Available data:
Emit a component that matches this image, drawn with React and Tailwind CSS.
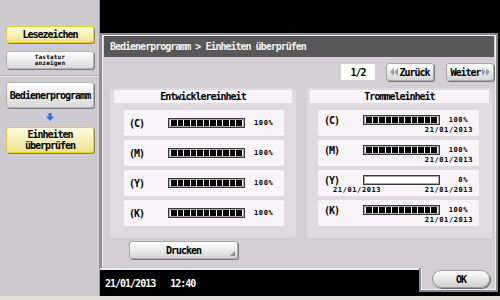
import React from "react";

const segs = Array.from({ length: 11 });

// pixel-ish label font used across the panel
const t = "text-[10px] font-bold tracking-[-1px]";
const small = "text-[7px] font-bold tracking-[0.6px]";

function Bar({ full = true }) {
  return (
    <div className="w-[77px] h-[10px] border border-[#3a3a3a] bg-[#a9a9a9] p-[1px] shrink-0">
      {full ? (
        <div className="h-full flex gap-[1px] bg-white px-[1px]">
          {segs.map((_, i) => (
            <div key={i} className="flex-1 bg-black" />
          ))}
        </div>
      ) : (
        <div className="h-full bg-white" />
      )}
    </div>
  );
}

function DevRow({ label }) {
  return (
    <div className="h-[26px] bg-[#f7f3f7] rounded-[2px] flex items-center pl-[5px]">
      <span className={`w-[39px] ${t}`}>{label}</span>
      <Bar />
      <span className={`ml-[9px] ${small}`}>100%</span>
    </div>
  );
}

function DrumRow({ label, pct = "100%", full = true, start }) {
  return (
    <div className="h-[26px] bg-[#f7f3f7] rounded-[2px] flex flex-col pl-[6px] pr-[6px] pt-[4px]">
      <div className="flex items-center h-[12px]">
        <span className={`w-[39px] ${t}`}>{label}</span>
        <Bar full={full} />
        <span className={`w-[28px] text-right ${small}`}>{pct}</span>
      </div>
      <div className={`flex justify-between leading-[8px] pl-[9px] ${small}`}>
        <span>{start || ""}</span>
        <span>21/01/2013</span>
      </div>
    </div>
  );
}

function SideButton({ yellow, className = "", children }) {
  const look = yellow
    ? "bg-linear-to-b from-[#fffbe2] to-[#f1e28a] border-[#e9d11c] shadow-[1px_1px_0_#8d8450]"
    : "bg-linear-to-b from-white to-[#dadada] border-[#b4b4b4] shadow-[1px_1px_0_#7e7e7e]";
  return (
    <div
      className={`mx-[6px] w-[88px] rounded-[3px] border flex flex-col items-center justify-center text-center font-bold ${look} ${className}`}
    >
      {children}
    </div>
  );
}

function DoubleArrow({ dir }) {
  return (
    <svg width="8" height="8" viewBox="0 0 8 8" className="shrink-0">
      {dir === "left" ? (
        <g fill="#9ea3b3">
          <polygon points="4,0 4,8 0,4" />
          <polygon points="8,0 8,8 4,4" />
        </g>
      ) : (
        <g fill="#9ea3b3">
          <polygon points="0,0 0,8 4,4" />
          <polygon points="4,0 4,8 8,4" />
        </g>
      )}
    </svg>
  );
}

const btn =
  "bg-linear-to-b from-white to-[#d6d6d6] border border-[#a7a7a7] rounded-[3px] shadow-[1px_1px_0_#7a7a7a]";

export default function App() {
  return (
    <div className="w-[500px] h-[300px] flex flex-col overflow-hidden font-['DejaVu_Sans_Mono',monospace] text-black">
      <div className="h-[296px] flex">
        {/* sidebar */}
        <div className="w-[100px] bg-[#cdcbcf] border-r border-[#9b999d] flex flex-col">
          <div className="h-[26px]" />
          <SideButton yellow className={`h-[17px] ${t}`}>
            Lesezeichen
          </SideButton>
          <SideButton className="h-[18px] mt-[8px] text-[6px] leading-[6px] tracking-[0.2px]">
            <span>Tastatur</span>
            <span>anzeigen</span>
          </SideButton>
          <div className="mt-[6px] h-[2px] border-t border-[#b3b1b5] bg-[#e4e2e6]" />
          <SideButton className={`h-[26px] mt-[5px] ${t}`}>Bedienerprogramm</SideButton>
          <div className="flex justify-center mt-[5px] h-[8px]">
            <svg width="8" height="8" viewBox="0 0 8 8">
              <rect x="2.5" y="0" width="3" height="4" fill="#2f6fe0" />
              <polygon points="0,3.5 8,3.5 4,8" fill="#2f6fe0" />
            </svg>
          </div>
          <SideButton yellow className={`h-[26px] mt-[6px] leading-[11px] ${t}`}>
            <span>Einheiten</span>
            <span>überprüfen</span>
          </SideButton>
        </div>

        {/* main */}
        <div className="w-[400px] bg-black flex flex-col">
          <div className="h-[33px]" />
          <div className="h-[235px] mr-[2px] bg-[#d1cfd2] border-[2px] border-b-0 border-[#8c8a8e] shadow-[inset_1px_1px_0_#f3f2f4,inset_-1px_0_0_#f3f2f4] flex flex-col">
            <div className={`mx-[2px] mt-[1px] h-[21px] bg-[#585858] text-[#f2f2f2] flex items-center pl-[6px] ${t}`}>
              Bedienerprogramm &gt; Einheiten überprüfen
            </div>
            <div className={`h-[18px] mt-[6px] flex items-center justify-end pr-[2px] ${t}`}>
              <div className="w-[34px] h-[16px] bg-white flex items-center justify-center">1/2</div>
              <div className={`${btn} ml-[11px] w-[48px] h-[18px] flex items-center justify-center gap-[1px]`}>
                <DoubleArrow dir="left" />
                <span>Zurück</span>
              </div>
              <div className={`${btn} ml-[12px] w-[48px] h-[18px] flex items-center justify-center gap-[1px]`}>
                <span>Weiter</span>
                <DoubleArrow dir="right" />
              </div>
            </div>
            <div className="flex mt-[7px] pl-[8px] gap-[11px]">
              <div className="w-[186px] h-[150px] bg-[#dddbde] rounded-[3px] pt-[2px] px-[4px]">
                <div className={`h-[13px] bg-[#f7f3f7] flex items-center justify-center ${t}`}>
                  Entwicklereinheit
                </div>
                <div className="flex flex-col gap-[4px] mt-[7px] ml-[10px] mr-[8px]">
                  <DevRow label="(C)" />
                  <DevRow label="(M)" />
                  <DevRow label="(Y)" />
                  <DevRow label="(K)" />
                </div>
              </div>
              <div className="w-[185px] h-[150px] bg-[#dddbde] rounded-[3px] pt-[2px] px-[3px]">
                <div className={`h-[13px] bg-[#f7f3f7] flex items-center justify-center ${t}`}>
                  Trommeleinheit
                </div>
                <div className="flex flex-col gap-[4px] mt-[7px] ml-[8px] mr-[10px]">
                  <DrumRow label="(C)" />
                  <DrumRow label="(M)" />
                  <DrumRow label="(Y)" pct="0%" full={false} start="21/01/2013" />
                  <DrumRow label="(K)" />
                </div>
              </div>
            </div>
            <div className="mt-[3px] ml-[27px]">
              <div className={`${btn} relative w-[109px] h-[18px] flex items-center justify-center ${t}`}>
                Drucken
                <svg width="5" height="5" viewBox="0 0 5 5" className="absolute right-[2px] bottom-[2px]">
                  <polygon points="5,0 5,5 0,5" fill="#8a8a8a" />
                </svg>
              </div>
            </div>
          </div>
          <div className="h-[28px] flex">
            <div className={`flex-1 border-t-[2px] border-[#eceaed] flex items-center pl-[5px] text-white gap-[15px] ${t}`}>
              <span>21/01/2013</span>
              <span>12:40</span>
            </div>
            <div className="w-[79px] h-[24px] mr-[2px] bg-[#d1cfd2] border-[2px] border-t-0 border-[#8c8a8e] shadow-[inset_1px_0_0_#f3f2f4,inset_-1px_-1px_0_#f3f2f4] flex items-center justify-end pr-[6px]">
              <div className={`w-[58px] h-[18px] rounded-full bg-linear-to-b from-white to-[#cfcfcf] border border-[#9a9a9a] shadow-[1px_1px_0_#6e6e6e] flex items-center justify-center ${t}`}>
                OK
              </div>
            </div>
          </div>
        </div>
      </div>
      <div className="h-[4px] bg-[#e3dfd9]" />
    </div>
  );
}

Exercise directions: Copy the material exactly. Do not include the pictures.

Worked answer:
Emit a component that matches this image, drawn with React and Tailwind CSS.
import React from "react";

const segs = Array.from({ length: 11 });

// pixel-ish label font used across the panel
const t = "text-[10px] font-bold tracking-[-1px]";
const small = "text-[7px] font-bold tracking-[0.6px]";

function Bar({ full = true }) {
  return (
    <div className="w-[77px] h-[10px] border border-[#3a3a3a] bg-[#a9a9a9] p-[1px] shrink-0">
      {full ? (
        <div className="h-full flex gap-[1px] bg-white px-[1px]">
          {segs.map((_, i) => (
            <div key={i} className="flex-1 bg-black" />
          ))}
        </div>
      ) : (
        <div className="h-full bg-white" />
      )}
    </div>
  );
}

function DevRow({ label }) {
  return (
    <div className="h-[26px] bg-[#f7f3f7] rounded-[2px] flex items-center pl-[5px]">
      <span className={`w-[39px] ${t}`}>{label}</span>
      <Bar />
      <span className={`ml-[9px] ${small}`}>100%</span>
    </div>
  );
}

function DrumRow({ label, pct = "100%", full = true, start }) {
  return (
    <div className="h-[26px] bg-[#f7f3f7] rounded-[2px] flex flex-col pl-[6px] pr-[6px] pt-[4px]">
      <div className="flex items-center h-[12px]">
        <span className={`w-[39px] ${t}`}>{label}</span>
        <Bar full={full} />
        <span className={`w-[28px] text-right ${small}`}>{pct}</span>
      </div>
      <div className={`flex justify-between leading-[8px] pl-[9px] ${small}`}>
        <span>{start || ""}</span>
        <span>21/01/2013</span>
      </div>
    </div>
  );
}

function SideButton({ yellow, className = "", children }) {
  const look = yellow
    ? "bg-linear-to-b from-[#fffbe2] to-[#f1e28a] border-[#e9d11c] shadow-[1px_1px_0_#8d8450]"
    : "bg-linear-to-b from-white to-[#dadada] border-[#b4b4b4] shadow-[1px_1px_0_#7e7e7e]";
  return (
    <div
      className={`mx-[6px] w-[88px] rounded-[3px] border flex flex-col items-center justify-center text-center font-bold ${look} ${className}`}
    >
      {children}
    </div>
  );
}

function DoubleArrow({ dir }) {
  return (
    <svg width="8" height="8" viewBox="0 0 8 8" className="shrink-0">
      {dir === "left" ? (
        <g fill="#9ea3b3">
          <polygon points="4,0 4,8 0,4" />
          <polygon points="8,0 8,8 4,4" />
        </g>
      ) : (
        <g fill="#9ea3b3">
          <polygon points="0,0 0,8 4,4" />
          <polygon points="4,0 4,8 8,4" />
        </g>
      )}
    </svg>
  );
}

const btn =
  "bg-linear-to-b from-white to-[#d6d6d6] border border-[#a7a7a7] rounded-[3px] shadow-[1px_1px_0_#7a7a7a]";

export default function App() {
  return (
    <div className="w-[500px] h-[300px] flex flex-col overflow-hidden font-['DejaVu_Sans_Mono',monospace] text-black">
      <div className="h-[296px] flex">
        {/* sidebar */}
        <div className="w-[100px] bg-[#cdcbcf] border-r border-[#9b999d] flex flex-col">
          <div className="h-[26px]" />
          <SideButton yellow className={`h-[17px] ${t}`}>
            Lesezeichen
          </SideButton>
          <SideButton className="h-[18px] mt-[8px] text-[6px] leading-[6px] tracking-[0.2px]">
            <span>Tastatur</span>
            <span>anzeigen</span>
          </SideButton>
          <div className="mt-[6px] h-[2px] border-t border-[#b3b1b5] bg-[#e4e2e6]" />
          <SideButton className={`h-[26px] mt-[5px] ${t}`}>Bedienerprogramm</SideButton>
          <div className="flex justify-center mt-[5px] h-[8px]">
            <svg width="8" height="8" viewBox="0 0 8 8">
              <rect x="2.5" y="0" width="3" height="4" fill="#2f6fe0" />
              <polygon points="0,3.5 8,3.5 4,8" fill="#2f6fe0" />
            </svg>
          </div>
          <SideButton yellow className={`h-[26px] mt-[6px] leading-[11px] ${t}`}>
            <span>Einheiten</span>
            <span>überprüfen</span>
          </SideButton>
        </div>

        {/* main */}
        <div className="w-[400px] bg-black flex flex-col">
          <div className="h-[33px]" />
          <div className="h-[235px] mr-[2px] bg-[#d1cfd2] border-[2px] border-b-0 border-[#8c8a8e] shadow-[inset_1px_1px_0_#f3f2f4,inset_-1px_0_0_#f3f2f4] flex flex-col">
            <div className={`mx-[2px] mt-[1px] h-[21px] bg-[#585858] text-[#f2f2f2] flex items-center pl-[6px] ${t}`}>
              Bedienerprogramm &gt; Einheiten überprüfen
            </div>
            <div className={`h-[18px] mt-[6px] flex items-center justify-end pr-[2px] ${t}`}>
              <div className="w-[34px] h-[16px] bg-white flex items-center justify-center">1/2</div>
              <div className={`${btn} ml-[11px] w-[48px] h-[18px] flex items-center justify-center gap-[1px]`}>
                <DoubleArrow dir="left" />
                <span>Zurück</span>
              </div>
              <div className={`${btn} ml-[12px] w-[48px] h-[18px] flex items-center justify-center gap-[1px]`}>
                <span>Weiter</span>
                <DoubleArrow dir="right" />
              </div>
            </div>
            <div className="flex mt-[7px] pl-[8px] gap-[11px]">
              <div className="w-[186px] h-[150px] bg-[#dddbde] rounded-[3px] pt-[2px] px-[4px]">
                <div className={`h-[13px] bg-[#f7f3f7] flex items-center justify-center ${t}`}>
                  Entwicklereinheit
                </div>
                <div className="flex flex-col gap-[4px] mt-[7px] ml-[10px] mr-[8px]">
                  <DevRow label="(C)" />
                  <DevRow label="(M)" />
                  <DevRow label="(Y)" />
                  <DevRow label="(K)" />
                </div>
              </div>
              <div className="w-[185px] h-[150px] bg-[#dddbde] rounded-[3px] pt-[2px] px-[3px]">
                <div className={`h-[13px] bg-[#f7f3f7] flex items-center justify-center ${t}`}>
                  Trommeleinheit
                </div>
                <div className="flex flex-col gap-[4px] mt-[7px] ml-[8px] mr-[10px]">
                  <DrumRow label="(C)" />
                  <DrumRow label="(M)" />
                  <DrumRow label="(Y)" pct="0%" full={false} start="21/01/2013" />
                  <DrumRow label="(K)" />
                </div>
              </div>
            </div>
            <div className="mt-[3px] ml-[27px]">
              <div className={`${btn} relative w-[109px] h-[18px] flex items-center justify-center ${t}`}>
                Drucken
                <svg width="5" height="5" viewBox="0 0 5 5" className="absolute right-[2px] bottom-[2px]">
                  <polygon points="5,0 5,5 0,5" fill="#8a8a8a" />
                </svg>
              </div>
            </div>
          </div>
          <div className="h-[28px] flex">
            <div className={`flex-1 border-t-[2px] border-[#eceaed] flex items-center pl-[5px] text-white gap-[15px] ${t}`}>
              <span>21/01/2013</span>
              <span>12:40</span>
            </div>
            <div className="w-[79px] h-[24px] mr-[2px] bg-[#d1cfd2] border-[2px] border-t-0 border-[#8c8a8e] shadow-[inset_1px_0_0_#f3f2f4,inset_-1px_-1px_0_#f3f2f4] flex items-center justify-end pr-[6px]">
              <div className={`w-[58px] h-[18px] rounded-full bg-linear-to-b from-white to-[#cfcfcf] border border-[#9a9a9a] shadow-[1px_1px_0_#6e6e6e] flex items-center justify-center ${t}`}>
                OK
              </div>
            </div>
          </div>
        </div>
      </div>
      <div className="h-[4px] bg-[#e3dfd9]" />
    </div>
  );
}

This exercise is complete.